Written exercise
All the data should be repeated exactly. Any image in it is left out.

## start Collected material

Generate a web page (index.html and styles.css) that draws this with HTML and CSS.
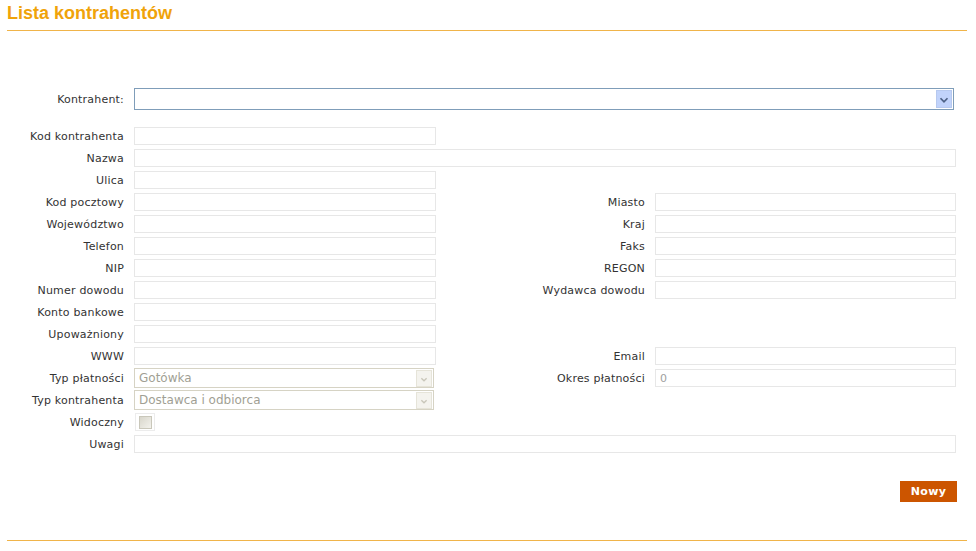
FILE: index.html
```html
<!DOCTYPE html>
<html lang="pl">
<head>
    <meta charset="UTF-8">
    <title>Lista kontrahentów</title>
    <link rel="stylesheet" href="styles.css">
</head>
<body>
    <div class="page">
        <h1>Lista kontrahentów</h1>

        <div class="picker">
            <label class="lbl">Kontrahent:</label>
            <div class="combo main">
                <span class="combo-text"></span>
                <span class="arrow">
                    <svg width="16" height="18" viewBox="0 0 16 18"><path d="M4 7 L8 11 L12 7" fill="none" stroke="#4d6185" stroke-width="2"/></svg>
                </span>
            </div>
        </div>

        <form class="fields">
            <div class="row">
                <label class="lbl">Kod kontrahenta</label>
                <input type="text">
            </div>
            <div class="row">
                <label class="lbl">Nazwa</label>
                <input type="text" class="wide">
            </div>
            <div class="row">
                <label class="lbl">Ulica</label>
                <input type="text">
            </div>
            <div class="row">
                <label class="lbl">Kod pocztowy</label>
                <input type="text">
                <label class="lbl">Miasto</label>
                <input type="text">
            </div>
            <div class="row">
                <label class="lbl">Województwo</label>
                <input type="text">
                <label class="lbl">Kraj</label>
                <input type="text">
            </div>
            <div class="row">
                <label class="lbl">Telefon</label>
                <input type="text">
                <label class="lbl">Faks</label>
                <input type="text">
            </div>
            <div class="row">
                <label class="lbl">NIP</label>
                <input type="text">
                <label class="lbl">REGON</label>
                <input type="text">
            </div>
            <div class="row">
                <label class="lbl">Numer dowodu</label>
                <input type="text">
                <label class="lbl">Wydawca dowodu</label>
                <input type="text">
            </div>
            <div class="row">
                <label class="lbl">Konto bankowe</label>
                <input type="text">
            </div>
            <div class="row">
                <label class="lbl">Upoważniony</label>
                <input type="text">
            </div>
            <div class="row">
                <label class="lbl">WWW</label>
                <input type="text">
                <label class="lbl">Email</label>
                <input type="text">
            </div>
            <div class="row">
                <label class="lbl">Typ płatności</label>
                <div class="combo off">
                    <span class="combo-text">Gotówka</span>
                    <span class="arrow">
                        <svg width="16" height="17" viewBox="0 0 16 17"><path d="M5 7 L8 10 L11 7" fill="none" stroke="#c9c7ba" stroke-width="1.5"/></svg>
                    </span>
                </div>
                <label class="lbl">Okres płatności</label>
                <input type="text" class="muted" value="0">
            </div>
            <div class="row">
                <label class="lbl">Typ kontrahenta</label>
                <div class="combo off">
                    <span class="combo-text">Dostawca i odbiorca</span>
                    <span class="arrow">
                        <svg width="16" height="17" viewBox="0 0 16 17"><path d="M5 7 L8 10 L11 7" fill="none" stroke="#c9c7ba" stroke-width="1.5"/></svg>
                    </span>
                </div>
            </div>
            <div class="row">
                <label class="lbl">Widoczny</label>
                <span class="check"><span class="check-box"></span></span>
            </div>
            <div class="row">
                <label class="lbl">Uwagi</label>
                <input type="text" class="wide">
            </div>
        </form>

        <div class="actions">
            <button type="button" class="btn">Nowy</button>
        </div>

        <div class="footer-line"></div>
    </div>
</body>
</html>
```

FILE: styles.css
```css
body {
    margin: 0;
    font-family: Verdana, "DejaVu Sans", sans-serif;
    font-size: 11px;
    color: #333;
    background-color: #fff;
}
.page {
    padding: 0 9px 0 7px;
}
h1 {
    margin: 0;
    padding: 3px 0 6px 0;
    font-family: "Liberation Sans", Arial, sans-serif;
    font-size: 18px;
    font-weight: bold;
    color: #f0a30a;
    border-bottom: 1px solid #f0b44a;
    line-height: 21px;
}
.lbl {
    text-align: right;
    padding-right: 10px;
    white-space: nowrap;
    letter-spacing: 0.2px;
}
.picker {
    display: grid;
    grid-template-columns: 127px 820px;
    align-items: center;
    margin-top: 57px;
    height: 22px;
}
.combo {
    display: flex;
    align-items: center;
    box-sizing: border-box;
    background-color: #fff;
}
.combo-text {
    flex: 1;
    padding-left: 4px;
}
.combo.main {
    height: 22px;
    border: 1px solid #7f9db9;
}
.combo.main .arrow {
    width: 16px;
    height: 18px;
    margin-right: 1px;
    background-color: #c1d3fb;
    border: 1px solid #b7c9ef;
    box-sizing: border-box;
    display: flex;
}
.combo.off {
    height: 20px;
    width: 300px;
    border: 1px solid #d6d3c4;
    color: #a19f94;
    font-size: 12px;
}
.combo.off .arrow {
    width: 16px;
    height: 17px;
    margin-right: 1px;
    background-color: #f4f3ee;
    border: 1px solid #e6e4d9;
    box-sizing: border-box;
    display: flex;
}
.fields {
    margin-top: 15px;
}
.row {
    display: grid;
    grid-template-columns: 127px 302px 219px 301px;
    align-items: center;
    height: 22px;
}
input[type="text"] {
    box-sizing: border-box;
    height: 18px;
    margin: 0;
    padding: 0 4px;
    border: 1px solid #e7e7e7;
    font-family: Verdana, "DejaVu Sans", sans-serif;
    font-size: 11px;
    background-color: #fff;
}
input.wide {
    grid-column: 2 / 5;
}
input.muted {
    color: #a0a0a0;
}
.check {
    display: flex;
    align-items: center;
    justify-content: center;
    width: 20px;
    height: 18px;
    margin-left: 1px;
    box-sizing: border-box;
    border: 1px solid #ececec;
}
.check-box {
    width: 13px;
    height: 13px;
    border: 1px solid #c9c7ba;
    box-sizing: border-box;
    background: linear-gradient(135deg, #d8d6cb, #f3f2ec);
}
.actions {
    display: flex;
    justify-content: flex-end;
    margin-top: 26px;
    margin-right: 10px;
}
.btn {
    background-color: #cc5500;
    color: #fff;
    border: none;
    padding: 0;
    width: 57px;
    height: 21px;
    font-family: Verdana, "DejaVu Sans", sans-serif;
    font-size: 11px;
    font-weight: bold;
    letter-spacing: 0.3px;
    cursor: pointer;
}
.footer-line {
    margin-top: 38px;
    border-top: 1px solid #f0b44a;
}
```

## end Collected material

Result for this exercise
Generate a web page (index.html and styles.css) that draws this with HTML and CSS.
FILE: index.html
```html
<!DOCTYPE html>
<html lang="pl">
<head>
    <meta charset="UTF-8">
    <title>Lista kontrahentów</title>
    <link rel="stylesheet" href="styles.css">
</head>
<body>
    <div class="page">
        <h1>Lista kontrahentów</h1>

        <div class="picker">
            <label class="lbl">Kontrahent:</label>
            <div class="combo main">
                <span class="combo-text"></span>
                <span class="arrow">
                    <svg width="16" height="18" viewBox="0 0 16 18"><path d="M4 7 L8 11 L12 7" fill="none" stroke="#4d6185" stroke-width="2"/></svg>
                </span>
            </div>
        </div>

        <form class="fields">
            <div class="row">
                <label class="lbl">Kod kontrahenta</label>
                <input type="text">
            </div>
            <div class="row">
                <label class="lbl">Nazwa</label>
                <input type="text" class="wide">
            </div>
            <div class="row">
                <label class="lbl">Ulica</label>
                <input type="text">
            </div>
            <div class="row">
                <label class="lbl">Kod pocztowy</label>
                <input type="text">
                <label class="lbl">Miasto</label>
                <input type="text">
            </div>
            <div class="row">
                <label class="lbl">Województwo</label>
                <input type="text">
                <label class="lbl">Kraj</label>
                <input type="text">
            </div>
            <div class="row">
                <label class="lbl">Telefon</label>
                <input type="text">
                <label class="lbl">Faks</label>
                <input type="text">
            </div>
            <div class="row">
                <label class="lbl">NIP</label>
                <input type="text">
                <label class="lbl">REGON</label>
                <input type="text">
            </div>
            <div class="row">
                <label class="lbl">Numer dowodu</label>
                <input type="text">
                <label class="lbl">Wydawca dowodu</label>
                <input type="text">
            </div>
            <div class="row">
                <label class="lbl">Konto bankowe</label>
                <input type="text">
            </div>
            <div class="row">
                <label class="lbl">Upoważniony</label>
                <input type="text">
            </div>
            <div class="row">
                <label class="lbl">WWW</label>
                <input type="text">
                <label class="lbl">Email</label>
                <input type="text">
            </div>
            <div class="row">
                <label class="lbl">Typ płatności</label>
                <div class="combo off">
                    <span class="combo-text">Gotówka</span>
                    <span class="arrow">
                        <svg width="16" height="17" viewBox="0 0 16 17"><path d="M5 7 L8 10 L11 7" fill="none" stroke="#c9c7ba" stroke-width="1.5"/></svg>
                    </span>
                </div>
                <label class="lbl">Okres płatności</label>
                <input type="text" class="muted" value="0">
            </div>
            <div class="row">
                <label class="lbl">Typ kontrahenta</label>
                <div class="combo off">
                    <span class="combo-text">Dostawca i odbiorca</span>
                    <span class="arrow">
                        <svg width="16" height="17" viewBox="0 0 16 17"><path d="M5 7 L8 10 L11 7" fill="none" stroke="#c9c7ba" stroke-width="1.5"/></svg>
                    </span>
                </div>
            </div>
            <div class="row">
                <label class="lbl">Widoczny</label>
                <span class="check"><span class="check-box"></span></span>
            </div>
            <div class="row">
                <label class="lbl">Uwagi</label>
                <input type="text" class="wide">
            </div>
        </form>

        <div class="actions">
            <button type="button" class="btn">Nowy</button>
        </div>

        <div class="footer-line"></div>
    </div>
</body>
</html>
```

FILE: styles.css
```css
body {
    margin: 0;
    font-family: Verdana, "DejaVu Sans", sans-serif;
    font-size: 11px;
    color: #333;
    background-color: #fff;
}
.page {
    padding: 0 9px 0 7px;
}
h1 {
    margin: 0;
    padding: 3px 0 6px 0;
    font-family: "Liberation Sans", Arial, sans-serif;
    font-size: 18px;
    font-weight: bold;
    color: #f0a30a;
    border-bottom: 1px solid #f0b44a;
    line-height: 21px;
}
.lbl {
    text-align: right;
    padding-right: 10px;
    white-space: nowrap;
    letter-spacing: 0.2px;
}
.picker {
    display: grid;
    grid-template-columns: 127px 820px;
    align-items: center;
    margin-top: 57px;
    height: 22px;
}
.combo {
    display: flex;
    align-items: center;
    box-sizing: border-box;
    background-color: #fff;
}
.combo-text {
    flex: 1;
    padding-left: 4px;
}
.combo.main {
    height: 22px;
    border: 1px solid #7f9db9;
}
.combo.main .arrow {
    width: 16px;
    height: 18px;
    margin-right: 1px;
    background-color: #c1d3fb;
    border: 1px solid #b7c9ef;
    box-sizing: border-box;
    display: flex;
}
.combo.off {
    height: 20px;
    width: 300px;
    border: 1px solid #d6d3c4;
    color: #a19f94;
    font-size: 12px;
}
.combo.off .arrow {
    width: 16px;
    height: 17px;
    margin-right: 1px;
    background-color: #f4f3ee;
    border: 1px solid #e6e4d9;
    box-sizing: border-box;
    display: flex;
}
.fields {
    margin-top: 15px;
}
.row {
    display: grid;
    grid-template-columns: 127px 302px 219px 301px;
    align-items: center;
    height: 22px;
}
input[type="text"] {
    box-sizing: border-box;
    height: 18px;
    margin: 0;
    padding: 0 4px;
    border: 1px solid #e7e7e7;
    font-family: Verdana, "DejaVu Sans", sans-serif;
    font-size: 11px;
    background-color: #fff;
}
input.wide {
    grid-column: 2 / 5;
}
input.muted {
    color: #a0a0a0;
}
.check {
    display: flex;
    align-items: center;
    justify-content: center;
    width: 20px;
    height: 18px;
    margin-left: 1px;
    box-sizing: border-box;
    border: 1px solid #ececec;
}
.check-box {
    width: 13px;
    height: 13px;
    border: 1px solid #c9c7ba;
    box-sizing: border-box;
    background: linear-gradient(135deg, #d8d6cb, #f3f2ec);
}
.actions {
    display: flex;
    justify-content: flex-end;
    margin-top: 26px;
    margin-right: 10px;
}
.btn {
    background-color: #cc5500;
    color: #fff;
    border: none;
    padding: 0;
    width: 57px;
    height: 21px;
    font-family: Verdana, "DejaVu Sans", sans-serif;
    font-size: 11px;
    font-weight: bold;
    letter-spacing: 0.3px;
    cursor: pointer;
}
.footer-line {
    margin-top: 38px;
    border-top: 1px solid #f0b44a;
}
```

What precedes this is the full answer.